> [Directions for this task] Copy out the data below as written; omit any images.

* Start Source material *

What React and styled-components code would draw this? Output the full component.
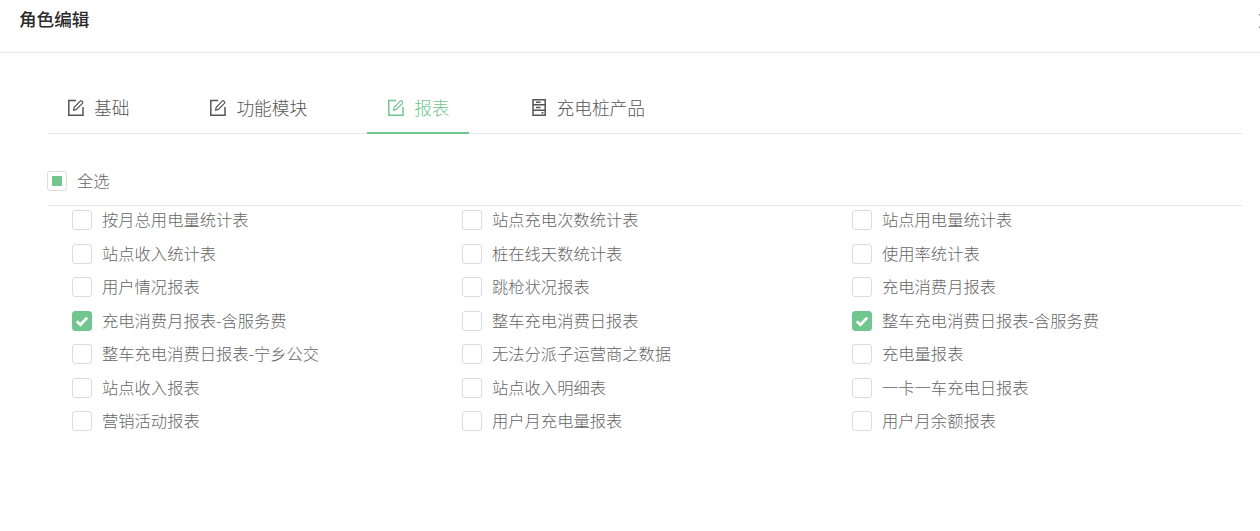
import React from "react";
import styled, { createGlobalStyle } from "styled-components";

const Global = createGlobalStyle`
  html, body { margin: 0; padding: 0; background: #fff; overflow: hidden; }
  body { font-family: "Noto Sans CJK SC", "Liberation Sans", sans-serif; }
`;
const GREEN = "#70c68e";
const Page = styled.div`width: 1260px; height: 531px; position: relative; overflow: hidden; background: #fff;`;
const Header = styled.header`height: 52px; border-bottom: 1px solid #e8e8e8;`;
const Title = styled.h2`margin: 0; padding-left: 19px; font-size: 17.6px; line-height: 38px; font-weight: 500; color: #2b2b2b;`;
const Close = styled.svg`position: absolute; left: 1259px; top: 14px; width: 14px; height: 14px;`;
const Body = styled.main`padding: 35px 17px 0 47px;`;
const Tabs = styled.nav`display: flex; gap: 41px; height: 45px; border-bottom: 1px solid #e8e8e8;`;
const Tab = styled.div`
  display: flex; align-items: center; gap: 10px; padding: 0 19px 6px 21px; box-sizing: content-box;
  font-size: 17.7px; font-weight: 300; color: ${p => (p.$active ? GREEN : "#555")};
  border-bottom: 2px solid ${p => (p.$active ? GREEN : "transparent")};
  height: 38px;
`;
const Icon = styled.svg`width: 16px; height: 17px; flex: none;`;
const AllRow = styled.div`display: flex; align-items: flex-start; padding-top: 37px; height: 34px; border-bottom: 1px solid #e8e8e8;`;
const Label = styled.label`display: flex; align-items: center; gap: 10px; font-size: 16.3px; font-weight: 300; line-height: 20px; color: #666;`;
const LabelText = styled.span`margin-top: -2px;`;
const Box = styled.span`
  width: 20px; height: 20px; box-sizing: border-box; flex: none; border-radius: 3px; display: flex; align-items: center; justify-content: center;
  border: 1px solid ${p => (p.$checked ? GREEN : "#dcdcdc")};
  background: ${p => (p.$checked ? GREEN : "#fff")};
`;
const Dot = styled.span`width: 10px; height: 10px; background: ${GREEN};`;
const Grid = styled.div`display: grid; grid-template-columns: repeat(3, 390px); grid-auto-rows: 33.5px; padding: 0 0 0 25px; margin-top: -2.5px;`;
const Cell = styled.div`display: flex; align-items: center;`;

const EditIcon = () => (
  <Icon viewBox="0 0 16 17" fill="none" stroke="currentColor">
    <path d="M8 1.500H.8v14.700H15V8" strokeWidth="1.500" />
    <path d="M5.600 11.100l.6-2.800 6-6.200c.5-.5 1.100-.5 1.600 0l.6.6c.5.5.5 1.100 0 1.600l-6 6.100z" strokeWidth="1.200" />
  </Icon>
);
const ServerIcon = () => (
  <Icon viewBox="0 0 16 17" fill="none" stroke="currentColor" strokeWidth="1.500">
    <path d="M2 .8h12.200v15.400H2zM2 5.800h12.200M2 11.200h12.200M5 3.300h4.500M5 8.500h4.500" />
    <path d="M10.500 13.800h2" />
  </Icon>
);
const Check = () => (
  <svg width="14" height="14" viewBox="0 0 14 14" fill="none"><path d="M1.800 7.200l3.600 3.500L12.200 3.600" stroke="#fff" strokeWidth="2.800" /></svg>
);

const items = [
  ["按月总用电量统计表"], ["站点充电次数统计表"], ["站点用电量统计表"],
  ["站点收入统计表"], ["桩在线天数统计表"], ["使用率统计表"],
  ["用户情况报表"], ["跳枪状况报表"], ["充电消费月报表"],
  ["充电消费月报表-含服务费", true], ["整车充电消费日报表"], ["整车充电消费日报表-含服务费", true],
  ["整车充电消费日报表-宁乡公交"], ["无法分派子运营商之数据"], ["充电量报表"],
  ["站点收入报表"], ["站点收入明细表"], ["一卡一车充电日报表"],
  ["营销活动报表"], ["用户月充电量报表"], ["用户月余额报表"],
];

export default function App() {
  return (
    <Page>
      <Global />
      <Header><Title>角色编辑</Title></Header>
      <Close viewBox="0 0 14 14" stroke="#888" strokeWidth="1.400"><path d="M0 0l14 14M14 0L0 14" /></Close>
      <Body>
        <Tabs>
          <Tab><EditIcon />基础</Tab>
          <Tab><EditIcon />功能模块</Tab>
          <Tab $active><EditIcon />报表</Tab>
          <Tab><ServerIcon />充电桩产品</Tab>
        </Tabs>
        <AllRow>
          <Label><Box><Dot /></Box><LabelText>全选</LabelText></Label>
        </AllRow>
        <Grid>
          {items.map(([t, c]) => (
            <Cell key={t}>
              <Label><Box $checked={c}>{c && <Check />}</Box><LabelText>{t}</LabelText></Label>
            </Cell>
          ))}
        </Grid>
      </Body>
    </Page>
  );
}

* End Source material *

> [Worked answer]
What React and styled-components code would draw this? Output the full component.
import React from "react";
import styled, { createGlobalStyle } from "styled-components";

const Global = createGlobalStyle`
  html, body { margin: 0; padding: 0; background: #fff; overflow: hidden; }
  body { font-family: "Noto Sans CJK SC", "Liberation Sans", sans-serif; }
`;
const GREEN = "#70c68e";
const Page = styled.div`width: 1260px; height: 531px; position: relative; overflow: hidden; background: #fff;`;
const Header = styled.header`height: 52px; border-bottom: 1px solid #e8e8e8;`;
const Title = styled.h2`margin: 0; padding-left: 19px; font-size: 17.6px; line-height: 38px; font-weight: 500; color: #2b2b2b;`;
const Close = styled.svg`position: absolute; left: 1259px; top: 14px; width: 14px; height: 14px;`;
const Body = styled.main`padding: 35px 17px 0 47px;`;
const Tabs = styled.nav`display: flex; gap: 41px; height: 45px; border-bottom: 1px solid #e8e8e8;`;
const Tab = styled.div`
  display: flex; align-items: center; gap: 10px; padding: 0 19px 6px 21px; box-sizing: content-box;
  font-size: 17.7px; font-weight: 300; color: ${p => (p.$active ? GREEN : "#555")};
  border-bottom: 2px solid ${p => (p.$active ? GREEN : "transparent")};
  height: 38px;
`;
const Icon = styled.svg`width: 16px; height: 17px; flex: none;`;
const AllRow = styled.div`display: flex; align-items: flex-start; padding-top: 37px; height: 34px; border-bottom: 1px solid #e8e8e8;`;
const Label = styled.label`display: flex; align-items: center; gap: 10px; font-size: 16.3px; font-weight: 300; line-height: 20px; color: #666;`;
const LabelText = styled.span`margin-top: -2px;`;
const Box = styled.span`
  width: 20px; height: 20px; box-sizing: border-box; flex: none; border-radius: 3px; display: flex; align-items: center; justify-content: center;
  border: 1px solid ${p => (p.$checked ? GREEN : "#dcdcdc")};
  background: ${p => (p.$checked ? GREEN : "#fff")};
`;
const Dot = styled.span`width: 10px; height: 10px; background: ${GREEN};`;
const Grid = styled.div`display: grid; grid-template-columns: repeat(3, 390px); grid-auto-rows: 33.5px; padding: 0 0 0 25px; margin-top: -2.5px;`;
const Cell = styled.div`display: flex; align-items: center;`;

const EditIcon = () => (
  <Icon viewBox="0 0 16 17" fill="none" stroke="currentColor">
    <path d="M8 1.500H.8v14.700H15V8" strokeWidth="1.500" />
    <path d="M5.600 11.100l.6-2.800 6-6.200c.5-.5 1.100-.5 1.600 0l.6.6c.5.5.5 1.100 0 1.600l-6 6.100z" strokeWidth="1.200" />
  </Icon>
);
const ServerIcon = () => (
  <Icon viewBox="0 0 16 17" fill="none" stroke="currentColor" strokeWidth="1.500">
    <path d="M2 .8h12.200v15.400H2zM2 5.800h12.200M2 11.200h12.200M5 3.300h4.500M5 8.500h4.500" />
    <path d="M10.500 13.800h2" />
  </Icon>
);
const Check = () => (
  <svg width="14" height="14" viewBox="0 0 14 14" fill="none"><path d="M1.800 7.200l3.600 3.500L12.200 3.600" stroke="#fff" strokeWidth="2.800" /></svg>
);

const items = [
  ["按月总用电量统计表"], ["站点充电次数统计表"], ["站点用电量统计表"],
  ["站点收入统计表"], ["桩在线天数统计表"], ["使用率统计表"],
  ["用户情况报表"], ["跳枪状况报表"], ["充电消费月报表"],
  ["充电消费月报表-含服务费", true], ["整车充电消费日报表"], ["整车充电消费日报表-含服务费", true],
  ["整车充电消费日报表-宁乡公交"], ["无法分派子运营商之数据"], ["充电量报表"],
  ["站点收入报表"], ["站点收入明细表"], ["一卡一车充电日报表"],
  ["营销活动报表"], ["用户月充电量报表"], ["用户月余额报表"],
];

export default function App() {
  return (
    <Page>
      <Global />
      <Header><Title>角色编辑</Title></Header>
      <Close viewBox="0 0 14 14" stroke="#888" strokeWidth="1.400"><path d="M0 0l14 14M14 0L0 14" /></Close>
      <Body>
        <Tabs>
          <Tab><EditIcon />基础</Tab>
          <Tab><EditIcon />功能模块</Tab>
          <Tab $active><EditIcon />报表</Tab>
          <Tab><ServerIcon />充电桩产品</Tab>
        </Tabs>
        <AllRow>
          <Label><Box><Dot /></Box><LabelText>全选</LabelText></Label>
        </AllRow>
        <Grid>
          {items.map(([t, c]) => (
            <Cell key={t}>
              <Label><Box $checked={c}>{c && <Check />}</Box><LabelText>{t}</LabelText></Label>
            </Cell>
          ))}
        </Grid>
      </Body>
    </Page>
  );
}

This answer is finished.